2012 Formula 1 British Grand Prix at Silverstone Circuit
2012 F1 British Grand Prix at Silverstone Circuit Reuters

British business magnate Bernie Ecclestone said he would sell his 5.3% stake in F1 when CVC Capital Partners exits the business.

Private equity firm CVC is the controlling shareholder of the F1 with a 35% stake.

"If I sell I would sell with CVC. If somebody wants to buy CVC's shares but doesn't need mine then I will keep them," the Daily Telegraph quoted Ecclestone as saying.

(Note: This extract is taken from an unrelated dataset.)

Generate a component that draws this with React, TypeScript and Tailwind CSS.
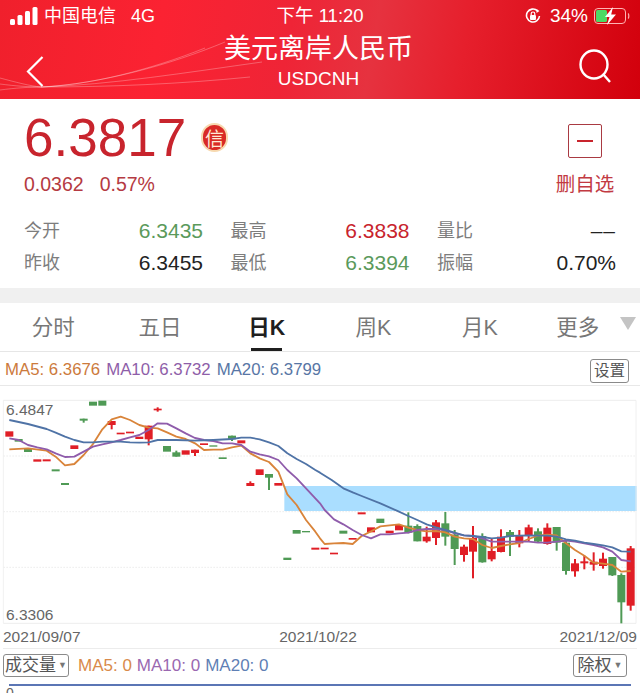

Ecclestone is due to undergo a trial in Germany over allegations that he paid bribe to steer the sale of F1 to CVC in 2006. The bribery allegations had stopped CVC's plans for an IPO in Hong Kong in 2012.

German media company Constantin Medien AG accused Ecclestone of bribing a German banker, to ensure F1 was sold to CVC at a lower valuation.

Ecclestone denied the charges and has stepped down from the board of F1's parent company Delta Topco until the trial comes to a close in September. In February, he won in a UK lawsuit stemming from the allegations.

The estate of collapsed investment bank Lehman Brothers, the third largest shareholder in F1, is also looking to sell its 12.3% stake by 30 June to pay its creditors.

"Lehman had the opportunity to sell lots of times," Ecclestone said.

"Lots of people tried to buy those shares and they won't sell. Maybe they would sell at an over-rated price. The obvious thing is for them to sell along with CVC too."

Meanwhile, CVC wants to retain its stake in F1 as long as its value is accelerating, the newspaper reported citing a source close to the company.

Having generated a return on investment of more than 350% from the business, F1 is one of CVC's most profitable assets. It bought F1 controlling stake for $2bn (£1.2bn, €1.4bn) that was partly funded with $1.1bn debt from the Royal Bank of Scotland.

CVC has right of first refusal if any of F1's minority shareholders want to sell.